Alamut, bestsellers, novelas, películas y documentales, series, hasta Umberto Eco la describe en El péndulo de Foucault. Una leyenda de éxito. Había que ir. Para llegar se necesita mucha paciencia y resistencia. Cuatro horas para llegar y otras cuatro para volver, si no hay tráfico. Subidas y bajadas por los montes Elburz, en furgos por carreteras estrechas, no demasiado bacheadas, curvas y cambios de rasante, que te dejan machacado al final de la jornada, hasta el punto de preguntarte si merecía la pena. Me toca un asiento delantero en el que no calzo bien, me resbalo, no encuentro punto de apoyo, incómodo todo el viaje.
Cada día paramos a media mañana en alguna pequeña población donde siempre hay tiendas a un lado y otro de la carretera. Té con pastas, fruta, frutos secos, fruslerías. Con Ana y Teresa, a veces Anna, buscamos donde nos hagan un café expreso. Suele haberlos, a precio europeo. Avanzamos por paisajes desolados, con ocres, pardos y ajados amarillos; uno diría que solo alacranes y víboras pueden habitarlo. La intensa luz apenas permite los contrastes, ni los manchurrones blancuzcos de las nubes sirven para paliar la luz extrema. De vez en cuando tras un cambio de rasante aparece una mancha verde, un pequeño valle, regado por un río, y un pueblo entre inverosímiles árboles.

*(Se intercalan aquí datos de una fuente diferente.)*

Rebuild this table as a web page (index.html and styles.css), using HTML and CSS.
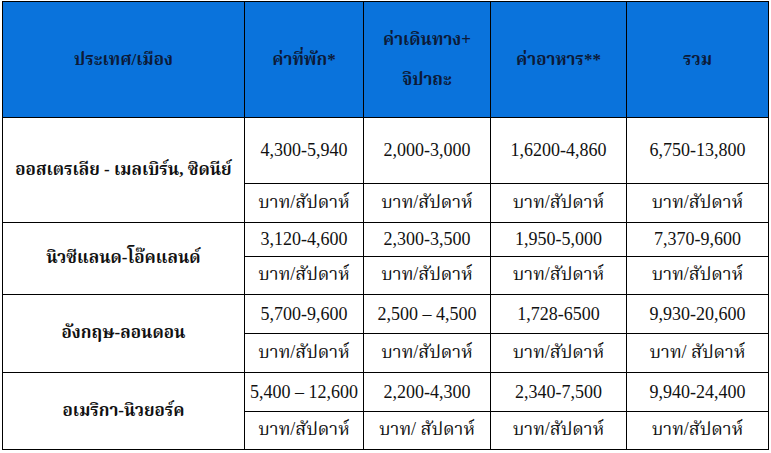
FILE: index.html
```html
<!DOCTYPE html>
<html lang="th">
<head>
<meta charset="utf-8">
<link rel="stylesheet" href="styles.css">
</head>
<body>
<table class="cost">
  <colgroup>
    <col class="c1"><col class="c2"><col class="c3"><col class="c4"><col class="c5">
  </colgroup>
  <thead>
    <tr class="head">
      <th>ประเทศ/เมือง</th>
      <th>ค่าที่พัก*</th>
      <th>ค่าเดินทาง+<br>จิปาถะ</th>
      <th>ค่าอาหาร**</th>
      <th>รวม</th>
    </tr>
  </thead>
  <tbody>
    <tr class="h66">
      <td rowspan="2" class="city">ออสเตรเลีย - เมลเบิร์น, ซิดนีย์</td>
      <td>4,300-5,940</td><td>2,000-3,000</td><td>1,6200-4,860</td><td>6,750-13,800</td>
    </tr>
    <tr class="h39">
      <td>บาท/สัปดาห์</td><td>บาท/สัปดาห์</td><td>บาท/สัปดาห์</td><td>บาท/สัปดาห์</td>
    </tr>
    <tr class="h34">
      <td rowspan="2" class="city">นิวซีแลนด-โอ๊คแลนด์</td>
      <td>3,120-4,600</td><td>2,300-3,500</td><td>1,950-5,000</td><td>7,370-9,600</td>
    </tr>
    <tr class="h38">
      <td>บาท/สัปดาห์</td><td>บาท/สัปดาห์</td><td>บาท/สัปดาห์</td><td>บาท/สัปดาห์</td>
    </tr>
    <tr class="h39">
      <td rowspan="2" class="city">อังกฤษ-ลอนดอน</td>
      <td>5,700-9,600</td><td>2,500 – 4,500</td><td>1,728-6500</td><td>9,930-20,600</td>
    </tr>
    <tr class="h39">
      <td>บาท/สัปดาห์</td><td>บาท/สัปดาห์</td><td>บาท/สัปดาห์</td><td>บาท/ สัปดาห์</td>
    </tr>
    <tr class="h39">
      <td rowspan="2" class="city">อเมริกา-นิวยอร์ค</td>
      <td>5,400 – 12,600</td><td>2,200-4,300</td><td>2,340-7,500</td><td>9,940-24,400</td>
    </tr>
    <tr class="h38">
      <td>บาท/สัปดาห์</td><td>บาท/ สัปดาห์</td><td>บาท/สัปดาห์</td><td>บาท/สัปดาห์</td>
    </tr>
  </tbody>
</table>
</body>
</html>
```

FILE: styles.css
```css
html, body {
  margin: 0;
  padding: 0;
  background: #ffffff;
}

body {
  padding: 1px 0 0 2px;
}

.cost {
  border-collapse: collapse;
  table-layout: fixed;
  width: 766px;
  font-family: "Liberation Serif", "Times New Roman", "Kinnari", "Norasi", "Noto Serif Thai", "Tlwg Typo", "Garuda", serif;
  font-size: 18px;
  color: #111111;
}

.c1 { width: 242px; }
.c2 { width: 119px; }
.c3 { width: 127px; }
.c4 { width: 136px; }
.c5 { width: 142px; }

.cost th,
.cost td {
  border: 1px solid #000000;
  text-align: center;
  vertical-align: middle;
  padding: 0;
}

.head {
  height: 116px;
}

.head th {
  background: #0a73dc;
  color: #0c1a38;
  font-weight: bold;
  font-size: 17px;
  line-height: 40px;
}

.city {
  font-weight: bold;
  font-size: 17px;
  white-space: nowrap;
}

.h66 { height: 66px; }
.h39 { height: 39px; }
.h38 { height: 38px; }
.h34 { height: 34px; }
```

Alamut es 'nido del águila'. Entre 1090-1256, durante el estado Nizarí Ismaili, se construyó la más famosa de las fortalezas iraníes, al sur del Caspio, cerca de un valle fértil. Se creía inexpugnable a cualquier ataque militar y era legendaria por sus jardines, biblioteca y laboratorios donde filósofos, científicos y teólogos podían debatir con libertad intelectual, o eso dicen. Sobrevivió hasta que llegaron los mongoles, quienes fieles a su fama la desmantelaron, destruyendo su afamada biblioteca.
Aquí resistió un movimiento de guerrilleros chiíta contra los gobernantes selyúcidas sunitas. El líder, Hassan-i Sabba, se escondía en Qazvin hasta que, perseguido, subió a Alamut. Por eso se conoce también como fortaleza de Hassan.
La fortaleza: está la pindia subida, los escalones, la pequeña meseta de la cima, la excavación protegida por un toldo metálico, están las vistas, y está la decepción reflejada en los rostros. Si del día de Alamut hemos de retener algo es la comida en las mesas corridas de un restaurante casero, bajo un emparrado de ramas por el que se cuela la luz dibujando sombras en los tapetes, un oasis en el cegador y cansado día. La comida es sencilla, arroz con trozos de carne, cervezas sin alcohol, plátanos, la conversación pausada, un poema de Toyi y unas jotas aragonesas a las que tan aficionados son Ángel y Chema, a las que puso letra el añorado Labordeta. Lleva el restaurante un hombre viejo y afable, taxista en sus ratos libres, con su jovencísimo nieto. Lo peor, que había que hacer el viaje de vuelta.